EXERCISE MATERIALS:
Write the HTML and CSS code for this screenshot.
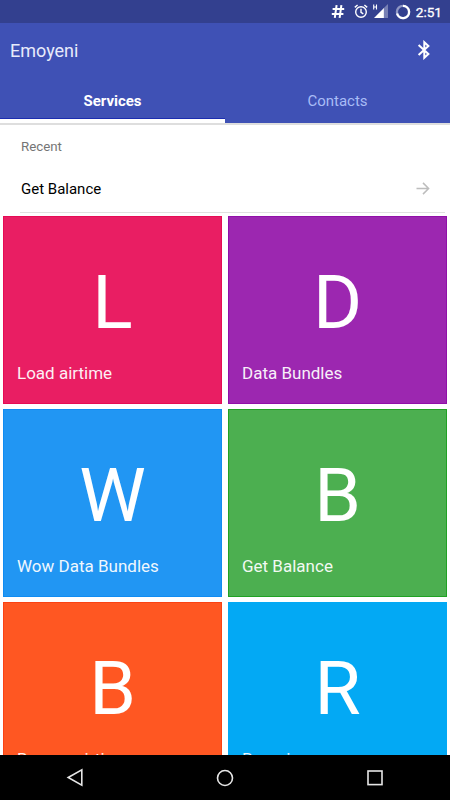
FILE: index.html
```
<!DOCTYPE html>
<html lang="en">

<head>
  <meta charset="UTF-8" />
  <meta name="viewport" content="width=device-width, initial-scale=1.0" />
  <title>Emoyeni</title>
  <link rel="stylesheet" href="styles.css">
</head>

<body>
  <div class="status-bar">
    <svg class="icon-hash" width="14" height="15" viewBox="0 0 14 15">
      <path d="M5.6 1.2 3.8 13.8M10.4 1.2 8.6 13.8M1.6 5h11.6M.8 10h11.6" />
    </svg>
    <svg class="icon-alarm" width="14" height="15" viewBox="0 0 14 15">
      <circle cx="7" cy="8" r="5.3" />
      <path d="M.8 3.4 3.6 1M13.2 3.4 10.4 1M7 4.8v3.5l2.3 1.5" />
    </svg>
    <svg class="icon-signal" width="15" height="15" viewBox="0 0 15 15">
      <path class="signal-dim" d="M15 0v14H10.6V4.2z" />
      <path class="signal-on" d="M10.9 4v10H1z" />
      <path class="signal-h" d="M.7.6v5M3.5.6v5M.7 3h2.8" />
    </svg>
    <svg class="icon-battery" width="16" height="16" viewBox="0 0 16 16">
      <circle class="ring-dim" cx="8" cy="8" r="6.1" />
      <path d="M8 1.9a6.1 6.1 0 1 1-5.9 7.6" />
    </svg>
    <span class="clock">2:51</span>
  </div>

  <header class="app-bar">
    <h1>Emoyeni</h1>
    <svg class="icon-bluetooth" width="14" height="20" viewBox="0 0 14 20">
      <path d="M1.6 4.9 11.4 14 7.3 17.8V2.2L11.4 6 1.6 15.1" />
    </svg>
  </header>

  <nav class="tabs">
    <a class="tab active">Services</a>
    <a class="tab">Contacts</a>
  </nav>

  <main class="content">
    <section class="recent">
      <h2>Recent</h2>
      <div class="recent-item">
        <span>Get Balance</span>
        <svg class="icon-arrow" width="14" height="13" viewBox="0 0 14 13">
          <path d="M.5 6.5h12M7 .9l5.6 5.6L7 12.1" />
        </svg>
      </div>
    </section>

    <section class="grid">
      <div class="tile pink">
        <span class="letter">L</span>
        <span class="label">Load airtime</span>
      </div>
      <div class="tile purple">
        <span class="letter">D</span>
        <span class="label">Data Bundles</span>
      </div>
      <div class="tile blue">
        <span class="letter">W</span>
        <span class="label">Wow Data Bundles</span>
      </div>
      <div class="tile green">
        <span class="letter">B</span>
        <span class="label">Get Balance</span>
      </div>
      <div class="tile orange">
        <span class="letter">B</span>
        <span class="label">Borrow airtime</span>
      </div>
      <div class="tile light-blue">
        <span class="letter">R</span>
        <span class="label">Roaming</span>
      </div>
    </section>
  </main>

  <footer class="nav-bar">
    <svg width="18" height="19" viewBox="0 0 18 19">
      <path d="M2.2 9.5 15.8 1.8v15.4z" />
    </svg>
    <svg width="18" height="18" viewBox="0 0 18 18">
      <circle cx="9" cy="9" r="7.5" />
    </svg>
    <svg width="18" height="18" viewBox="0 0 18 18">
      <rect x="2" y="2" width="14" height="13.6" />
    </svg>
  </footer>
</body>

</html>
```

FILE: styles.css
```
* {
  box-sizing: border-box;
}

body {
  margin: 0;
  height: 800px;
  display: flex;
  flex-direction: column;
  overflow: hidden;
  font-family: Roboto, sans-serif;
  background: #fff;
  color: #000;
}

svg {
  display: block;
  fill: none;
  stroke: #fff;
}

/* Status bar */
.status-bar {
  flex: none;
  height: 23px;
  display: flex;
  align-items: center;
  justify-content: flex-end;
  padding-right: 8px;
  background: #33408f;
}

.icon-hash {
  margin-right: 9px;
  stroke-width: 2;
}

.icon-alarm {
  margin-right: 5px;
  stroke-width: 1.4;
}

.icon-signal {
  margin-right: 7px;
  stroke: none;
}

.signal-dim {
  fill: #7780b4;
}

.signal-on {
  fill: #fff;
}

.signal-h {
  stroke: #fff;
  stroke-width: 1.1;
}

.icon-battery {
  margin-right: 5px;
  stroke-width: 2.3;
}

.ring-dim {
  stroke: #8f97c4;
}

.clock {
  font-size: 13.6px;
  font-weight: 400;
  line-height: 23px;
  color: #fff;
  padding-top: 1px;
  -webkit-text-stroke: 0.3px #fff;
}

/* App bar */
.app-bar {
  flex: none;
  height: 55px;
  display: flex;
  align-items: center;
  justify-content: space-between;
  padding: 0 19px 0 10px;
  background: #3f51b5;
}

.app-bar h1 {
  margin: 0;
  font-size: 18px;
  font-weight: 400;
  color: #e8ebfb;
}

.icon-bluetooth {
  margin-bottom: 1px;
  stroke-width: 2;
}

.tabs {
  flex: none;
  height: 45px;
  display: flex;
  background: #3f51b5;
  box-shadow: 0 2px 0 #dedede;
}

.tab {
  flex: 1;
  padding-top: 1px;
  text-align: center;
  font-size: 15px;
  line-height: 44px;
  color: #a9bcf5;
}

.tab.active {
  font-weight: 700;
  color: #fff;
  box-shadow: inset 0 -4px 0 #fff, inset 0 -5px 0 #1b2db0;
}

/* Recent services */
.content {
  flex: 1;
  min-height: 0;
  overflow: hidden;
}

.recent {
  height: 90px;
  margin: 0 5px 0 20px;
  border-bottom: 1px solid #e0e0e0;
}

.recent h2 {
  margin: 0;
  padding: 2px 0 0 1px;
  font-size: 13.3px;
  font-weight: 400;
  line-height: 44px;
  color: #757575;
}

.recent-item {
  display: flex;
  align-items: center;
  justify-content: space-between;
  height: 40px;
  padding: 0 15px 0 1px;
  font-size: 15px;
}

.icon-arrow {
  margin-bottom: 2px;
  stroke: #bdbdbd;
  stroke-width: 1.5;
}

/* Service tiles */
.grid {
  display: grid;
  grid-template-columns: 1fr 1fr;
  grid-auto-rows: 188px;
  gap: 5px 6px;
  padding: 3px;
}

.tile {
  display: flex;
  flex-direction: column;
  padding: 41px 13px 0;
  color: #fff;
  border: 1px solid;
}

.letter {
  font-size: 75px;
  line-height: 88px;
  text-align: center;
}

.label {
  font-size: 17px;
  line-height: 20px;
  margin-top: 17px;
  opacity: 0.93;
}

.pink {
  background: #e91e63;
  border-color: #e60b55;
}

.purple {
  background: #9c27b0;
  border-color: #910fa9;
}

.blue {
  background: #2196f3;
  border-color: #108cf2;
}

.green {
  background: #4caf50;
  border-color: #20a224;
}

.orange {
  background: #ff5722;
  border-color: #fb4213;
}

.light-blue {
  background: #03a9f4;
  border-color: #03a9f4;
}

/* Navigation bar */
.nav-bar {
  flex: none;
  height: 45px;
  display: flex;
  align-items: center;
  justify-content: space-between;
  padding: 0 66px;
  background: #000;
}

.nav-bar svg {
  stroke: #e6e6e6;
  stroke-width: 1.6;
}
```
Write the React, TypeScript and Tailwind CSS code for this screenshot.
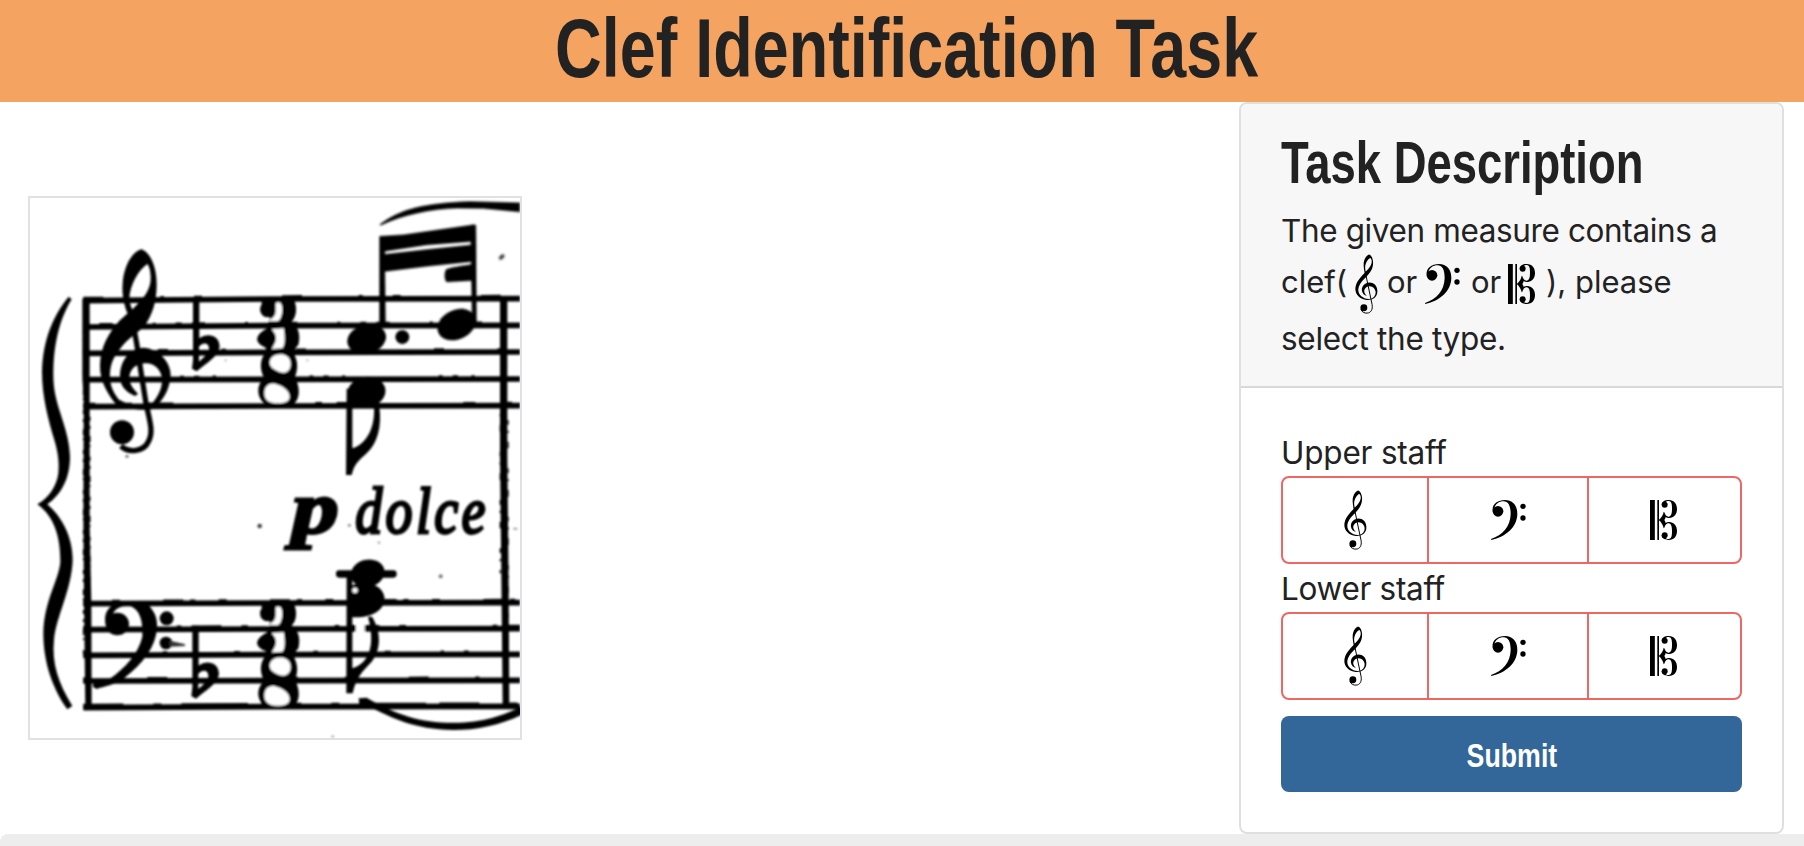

WORK REQUIRED:
Without the pictures, copy the material exactly as given.

SOLUTION BELOW:
Write the HTML and CSS code for this screenshot.
FILE: index.html
```
<!DOCTYPE html>
<html lang="en">

<head>
  <meta charset="UTF-8" />
  <meta name="viewport" content="width=device-width, initial-scale=1.0" />
  <title>Emoyeni</title>
  <link rel="stylesheet" href="styles.css">
</head>

<body>
  <div class="status-bar">
    <svg class="icon-hash" width="14" height="15" viewBox="0 0 14 15">
      <path d="M5.6 1.2 3.8 13.8M10.4 1.2 8.6 13.8M1.6 5h11.6M.8 10h11.6" />
    </svg>
    <svg class="icon-alarm" width="14" height="15" viewBox="0 0 14 15">
      <circle cx="7" cy="8" r="5.3" />
      <path d="M.8 3.4 3.6 1M13.2 3.4 10.4 1M7 4.8v3.5l2.3 1.5" />
    </svg>
    <svg class="icon-signal" width="15" height="15" viewBox="0 0 15 15">
      <path class="signal-dim" d="M15 0v14H10.6V4.2z" />
      <path class="signal-on" d="M10.9 4v10H1z" />
      <path class="signal-h" d="M.7.6v5M3.5.6v5M.7 3h2.8" />
    </svg>
    <svg class="icon-battery" width="16" height="16" viewBox="0 0 16 16">
      <circle class="ring-dim" cx="8" cy="8" r="6.1" />
      <path d="M8 1.9a6.1 6.1 0 1 1-5.9 7.6" />
    </svg>
    <span class="clock">2:51</span>
  </div>

  <header class="app-bar">
    <h1>Emoyeni</h1>
    <svg class="icon-bluetooth" width="14" height="20" viewBox="0 0 14 20">
      <path d="M1.6 4.9 11.4 14 7.3 17.8V2.2L11.4 6 1.6 15.1" />
    </svg>
  </header>

  <nav class="tabs">
    <a class="tab active">Services</a>
    <a class="tab">Contacts</a>
  </nav>

  <main class="content">
    <section class="recent">
      <h2>Recent</h2>
      <div class="recent-item">
        <span>Get Balance</span>
        <svg class="icon-arrow" width="14" height="13" viewBox="0 0 14 13">
          <path d="M.5 6.5h12M7 .9l5.6 5.6L7 12.1" />
        </svg>
      </div>
    </section>

    <section class="grid">
      <div class="tile pink">
        <span class="letter">L</span>
        <span class="label">Load airtime</span>
      </div>
      <div class="tile purple">
        <span class="letter">D</span>
        <span class="label">Data Bundles</span>
      </div>
      <div class="tile blue">
        <span class="letter">W</span>
        <span class="label">Wow Data Bundles</span>
      </div>
      <div class="tile green">
        <span class="letter">B</span>
        <span class="label">Get Balance</span>
      </div>
      <div class="tile orange">
        <span class="letter">B</span>
        <span class="label">Borrow airtime</span>
      </div>
      <div class="tile light-blue">
        <span class="letter">R</span>
        <span class="label">Roaming</span>
      </div>
    </section>
  </main>

  <footer class="nav-bar">
    <svg width="18" height="19" viewBox="0 0 18 19">
      <path d="M2.2 9.5 15.8 1.8v15.4z" />
    </svg>
    <svg width="18" height="18" viewBox="0 0 18 18">
      <circle cx="9" cy="9" r="7.5" />
    </svg>
    <svg width="18" height="18" viewBox="0 0 18 18">
      <rect x="2" y="2" width="14" height="13.6" />
    </svg>
  </footer>
</body>

</html>
```

FILE: styles.css
```
* {
  box-sizing: border-box;
}

body {
  margin: 0;
  height: 800px;
  display: flex;
  flex-direction: column;
  overflow: hidden;
  font-family: Roboto, sans-serif;
  background: #fff;
  color: #000;
}

svg {
  display: block;
  fill: none;
  stroke: #fff;
}

/* Status bar */
.status-bar {
  flex: none;
  height: 23px;
  display: flex;
  align-items: center;
  justify-content: flex-end;
  padding-right: 8px;
  background: #33408f;
}

.icon-hash {
  margin-right: 9px;
  stroke-width: 2;
}

.icon-alarm {
  margin-right: 5px;
  stroke-width: 1.4;
}

.icon-signal {
  margin-right: 7px;
  stroke: none;
}

.signal-dim {
  fill: #7780b4;
}

.signal-on {
  fill: #fff;
}

.signal-h {
  stroke: #fff;
  stroke-width: 1.1;
}

.icon-battery {
  margin-right: 5px;
  stroke-width: 2.3;
}

.ring-dim {
  stroke: #8f97c4;
}

.clock {
  font-size: 13.6px;
  font-weight: 400;
  line-height: 23px;
  color: #fff;
  padding-top: 1px;
  -webkit-text-stroke: 0.3px #fff;
}

/* App bar */
.app-bar {
  flex: none;
  height: 55px;
  display: flex;
  align-items: center;
  justify-content: space-between;
  padding: 0 19px 0 10px;
  background: #3f51b5;
}

.app-bar h1 {
  margin: 0;
  font-size: 18px;
  font-weight: 400;
  color: #e8ebfb;
}

.icon-bluetooth {
  margin-bottom: 1px;
  stroke-width: 2;
}

.tabs {
  flex: none;
  height: 45px;
  display: flex;
  background: #3f51b5;
  box-shadow: 0 2px 0 #dedede;
}

.tab {
  flex: 1;
  padding-top: 1px;
  text-align: center;
  font-size: 15px;
  line-height: 44px;
  color: #a9bcf5;
}

.tab.active {
  font-weight: 700;
  color: #fff;
  box-shadow: inset 0 -4px 0 #fff, inset 0 -5px 0 #1b2db0;
}

/* Recent services */
.content {
  flex: 1;
  min-height: 0;
  overflow: hidden;
}

.recent {
  height: 90px;
  margin: 0 5px 0 20px;
  border-bottom: 1px solid #e0e0e0;
}

.recent h2 {
  margin: 0;
  padding: 2px 0 0 1px;
  font-size: 13.3px;
  font-weight: 400;
  line-height: 44px;
  color: #757575;
}

.recent-item {
  display: flex;
  align-items: center;
  justify-content: space-between;
  height: 40px;
  padding: 0 15px 0 1px;
  font-size: 15px;
}

.icon-arrow {
  margin-bottom: 2px;
  stroke: #bdbdbd;
  stroke-width: 1.5;
}

/* Service tiles */
.grid {
  display: grid;
  grid-template-columns: 1fr 1fr;
  grid-auto-rows: 188px;
  gap: 5px 6px;
  padding: 3px;
}

.tile {
  display: flex;
  flex-direction: column;
  padding: 41px 13px 0;
  color: #fff;
  border: 1px solid;
}

.letter {
  font-size: 75px;
  line-height: 88px;
  text-align: center;
}

.label {
  font-size: 17px;
  line-height: 20px;
  margin-top: 17px;
  opacity: 0.93;
}

.pink {
  background: #e91e63;
  border-color: #e60b55;
}

.purple {
  background: #9c27b0;
  border-color: #910fa9;
}

.blue {
  background: #2196f3;
  border-color: #108cf2;
}

.green {
  background: #4caf50;
  border-color: #20a224;
}

.orange {
  background: #ff5722;
  border-color: #fb4213;
}

.light-blue {
  background: #03a9f4;
  border-color: #03a9f4;
}

/* Navigation bar */
.nav-bar {
  flex: none;
  height: 45px;
  display: flex;
  align-items: center;
  justify-content: space-between;
  padding: 0 66px;
  background: #000;
}

.nav-bar svg {
  stroke: #e6e6e6;
  stroke-width: 1.6;
}
```
Write the React, TypeScript and Tailwind CSS code for this screenshot.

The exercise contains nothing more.